Deborah Baker, director of legal and regulatory policy at the American Psychological Association (APA) – the largest scientific and professional organization of psychologists in the US – does not believe the Vastaamo incident will deter patients from seeking treatment. “Reports of massive data breaches affecting tech companies, health systems, and now this particular Finnish mental health practice, where an individual's sensitive information might be at risk, are not new, and we have not seen evidence that this risk dissuades people from seeking needed mental health care,” she said.
Nevertheless, SC Media asked the APA how mental health professionals and their respective oragnizations can inspire more confidence that they are responsibly handling patient data.
“Data protection laws like GDPR in Europe and HIPAA in the US help safeguard personal health data, and that should provide some comfort to the public,” said Baker. “Unfortunately, complying with these data privacy requirements cannot reduce the risk of a possible data breach to zero. However, such laws significantly reduce risks and, in the event of a breach, clearly outline the responsibilities of the party suffering the breach to notify those affected.”
“So it boils down to whether a provider is adequately complying with the relevant data privacy requirements for his/her jurisdiction and how that provider communicates that information with patients,” Baker continued.
Baker also said that patients who are especially concerned about sharing certain private information can ask their mental health professional if they can “document sensitive parts of the record on paper.”
While there are thousands of professionals who could likely accommodate such a request, Baker did note that some larger systems have moved entirely to electronic health records.
“The trend is to move towards electronic files, not paper," said Baker. "With the pandemic, many providers had to transition to providing care via telehealth. And that can include providing care from somewhere other than the psychologist's office, and if the psychologist maintains only paper files, it would be difficult to provide care from anywhere other than one's office,” Baker explained.
But even health care entities that have gone primarily digital can take action to prevent being the next Vastaamo, which fired its managing director last week for allegedly suppressing breach details and neglecting information security deficiencies that resulted in two separate data system breaches.

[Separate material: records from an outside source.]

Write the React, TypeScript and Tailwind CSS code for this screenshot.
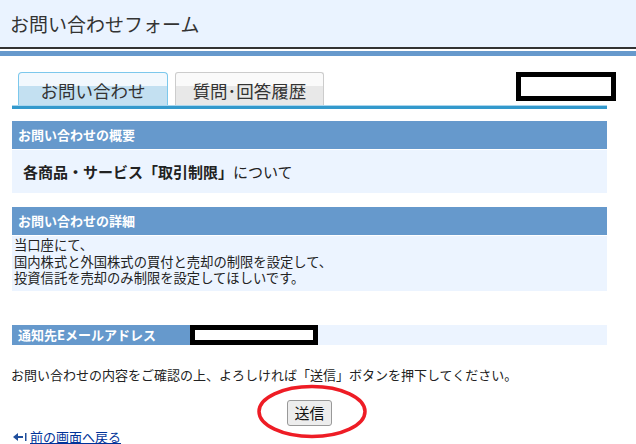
import React from "react";

const jp = { fontFamily: '"Noto Sans CJK JP", "Noto Sans", sans-serif' };

export default function App() {
  return (
    <div className="w-[636px] h-[444px] bg-white overflow-hidden text-[#222]" style={jp}>
      <div className="h-[47px] bg-[#eaf3ff] flex items-center pl-[10px]">
        <span className="text-[19px] leading-[26px] text-[#333]">お問い合わせフォーム</span>
      </div>
      <div className="h-[2px] bg-[#333]" />
      <div className="h-[2px] bg-white" />
      <div className="h-[5px] bg-[#6699cc]" />

      <div className="pl-[12px] w-[607px] mt-[16px]">
        <div className="flex items-end h-[33px] relative">
          <div className="ml-[6px] w-[150px] h-[33px] rounded-t-[4px] border border-b-0 border-[#7cc8ec] bg-[linear-gradient(#f2f8fd_0%,#f2f8fd_40%,#c3e0f1_40%,#c3e0f1_100%)] flex items-center justify-center pt-[3px] text-[17.5px] leading-[22px] text-[#333]">
            お問い合わせ
          </div>
          <div className="ml-[7px] w-[149px] h-[33px] rounded-t-[3px] border border-b-0 border-[#cccccc] bg-[linear-gradient(#fafafa_0%,#fafafa_40%,#e8e8e8_40%,#e8e8e8_100%)] flex items-center justify-center pt-[3px] text-[17.5px] leading-[22px] text-[#333]">
            質問･回答履歴
          </div>
          <div className="absolute left-[504px] top-0 w-[100px] h-[29px] border-[5px] border-black bg-white" />
        </div>
        <div className="h-[1px] bg-[#a9d6ee]" />
        <div className="h-[3px] bg-[#3399cc]" />

        <div className="mt-[12px] h-[28px] bg-[#6699cc] flex items-center pl-[6px] text-[13px] leading-[18px] font-bold text-white">
          お問い合わせの概要
        </div>
        <div className="mt-[1px] h-[43px] bg-[#ecf4ff] flex items-center pl-[11px] text-[15px] leading-[20px]">
          <span className="font-bold">各商品・サービス「取引制限」</span>
          <span>について</span>
        </div>

        <div className="mt-[14px] h-[28px] bg-[#6699cc] flex items-center pl-[6px] text-[13px] leading-[18px] font-bold text-white">
          お問い合わせの詳細
        </div>
        <div className="mt-[1px] h-[55px] bg-[#ecf4ff] pl-[2px] pt-[1px] text-[13.3px] leading-[16.5px]">
          <div>当口座にて、</div>
          <div>国内株式と外国株式の買付と売却の制限を設定して、</div>
          <div>投資信託を売却のみ制限を設定してほしいです。</div>
        </div>

        <div className="mt-[34px] h-[20px] flex">
          <div className="w-[178px] bg-[#6699cc] flex items-center pl-[6px] text-[13px] leading-[18px] font-bold text-white">
            通知先Eメールアドレス
          </div>
          <div className="w-[128px] border-[5px] border-black bg-white" />
          <div className="flex-1 bg-[#ecf4ff]" />
        </div>
      </div>

      <div className="mt-[21px] pl-[11px] text-[13px] leading-[18px] text-[#222]">
        お問い合わせの内容をご確認の上、よろしければ「送信」ボタンを押下してください。
      </div>

      <div className="relative mt-[16px] h-[26px] flex">
        <button className="ml-[287px] w-[45px] h-[26px] border border-[#999] rounded-[3px] bg-[#ededed] text-[15px] leading-[20px] text-[#111]" style={jp}>
          送信
        </button>
        <svg className="absolute left-[256px] top-[-16px]" width="112" height="55" viewBox="0 0 112 55">
          <ellipse cx="56" cy="27.5" rx="53" ry="25" fill="none" stroke="#ee1c25" strokeWidth="3.5" />
        </svg>
      </div>

      <div className="mt-[3px] h-[16px] pl-[13px] flex items-center text-[13px] leading-[16px]">
        <svg width="14" height="10" viewBox="0 0 14 10" className="mr-[3px]">
          <polygon points="0,5 5,1 5,9" fill="#1f4e9c" />
          <rect x="4" y="4" width="6" height="2" fill="#1f4e9c" />
          <rect x="12" y="1" width="1.5" height="8" fill="#1f4e9c" />
        </svg>
        <a className="text-[#003399] underline">前の画面へ戻る</a>
      </div>
    </div>
  );
}
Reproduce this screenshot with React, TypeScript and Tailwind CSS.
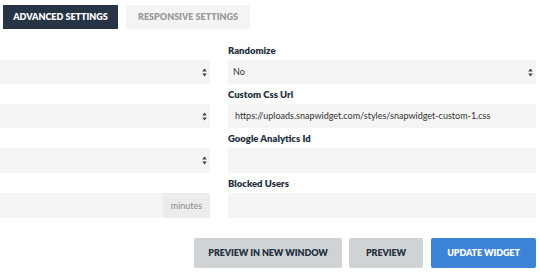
import React from "react";

const font = { fontFamily: "Lato, 'Open Sans', sans-serif" };

function Arrows() {
  return (
    <svg width="5" height="9" viewBox="0 0 5 9" className="shrink-0">
      <path d="M2.5 0.5 L4.8 3.6 H0.2 Z" fill="#444" />
      <path d="M2.5 8.5 L4.8 5.4 H0.2 Z" fill="#444" />
    </svg>
  );
}

function SelectBox({ value = "" }: { value?: string }) {
  return (
    <div className="h-[24px] bg-[#f5f5f5] flex items-center justify-between pl-[5px] pr-[3px] text-[9px] text-[#333]">
      <span>{value}</span>
      <Arrows />
    </div>
  );
}

function Label({ text }: { text?: string }) {
  return (
    <div className="h-[20px] flex items-center pt-[2px] text-[9.5px] font-extrabold text-[#26313f]">
      {text}
    </div>
  );
}

const btn = "h-[30px] rounded-[2px] text-[9px] font-extrabold tracking-[-0.1px]";

export default function App() {
  return (
    <div className="w-[540px] h-[272px] bg-white overflow-hidden" style={font}>
      {/* tabs */}
      <div className="flex gap-[8px] pl-[3px] pt-[5px]">
        <div className="w-[115px] h-[24px] bg-[#263445] text-white text-[9px] font-extrabold flex items-center justify-center">
          ADVANCED SETTINGS
        </div>
        <div className="w-[124px] h-[24px] bg-[#f4f4f4] text-[#9b9b9b] text-[9px] font-extrabold flex items-center justify-center">
          RESPONSIVE SETTINGS
        </div>
      </div>

      {/* form columns */}
      <div className="flex gap-[18px] pr-[4px] pt-[11px]">
        <div className="w-[210px] flex flex-col">
          <Label />
          <SelectBox />
          <Label />
          <SelectBox />
          <Label />
          <div className="h-[25px] bg-[#f5f5f5] flex items-center justify-end pr-[3px]">
            <Arrows />
          </div>
          <Label />
          <div className="h-[25px] flex">
            <div className="flex-1 bg-[#f5f5f5]" />
            <div className="w-[47px] bg-[#ececec] flex items-center justify-center text-[9px] text-[#8a8a8a]">
              minutes
            </div>
          </div>
        </div>

        <div className="flex-1 flex flex-col">
          <Label text="Randomize" />
          <SelectBox value="No" />
          <Label text="Custom Css Url" />
          <div className="h-[24px] bg-[#f5f5f5] flex items-center pl-[7px] text-[9px] text-[#333]">
            https://uploads.snapwidget.com/styles/snapwidget-custom-1.css
          </div>
          <Label text="Google Analytics Id" />
          <div className="h-[25px] bg-[#f5f5f5]" />
          <Label text="Blocked Users" />
          <div className="h-[25px] bg-[#f5f5f5]" />
        </div>
      </div>

      {/* buttons */}
      <div className="flex justify-end gap-[7px] pr-[4px] pt-[20px]">
        <button className={`${btn} w-[148px] bg-[#cfd3d5] text-[#26313f]`}>
          PREVIEW IN NEW WINDOW
        </button>
        <button className={`${btn} w-[74px] bg-[#cfd3d5] text-[#26313f]`}>
          PREVIEW
        </button>
        <button className={`${btn} w-[105px] ml-[1px] bg-[#3d84d8] text-white`}>
          UPDATE WIDGET
        </button>
      </div>
    </div>
  );
}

Ballod said organizations could potentially inspire more consumer confidence if they are transparent in revealing the steps they are taking to secure data and if they can demonstrate compliance with privacy laws both inside and outside their own jurisdiction.
"Now's the time to step it up and take those proactive measures: to conduct assessments, to understand that they need to have multi-factor authentication where appropriate," said Christian. "They need to have systems and software updated. They need to install patches at the appropriate time when vulnerabilities are publicized... And they need to create cultures where people within their organizations are going to be aware of the issues. They're going to be trained up and so they're less likely to be victims of phishing attempts and the like."
"They're not going to bring the risk to zero, but they can bring the risk down significantly."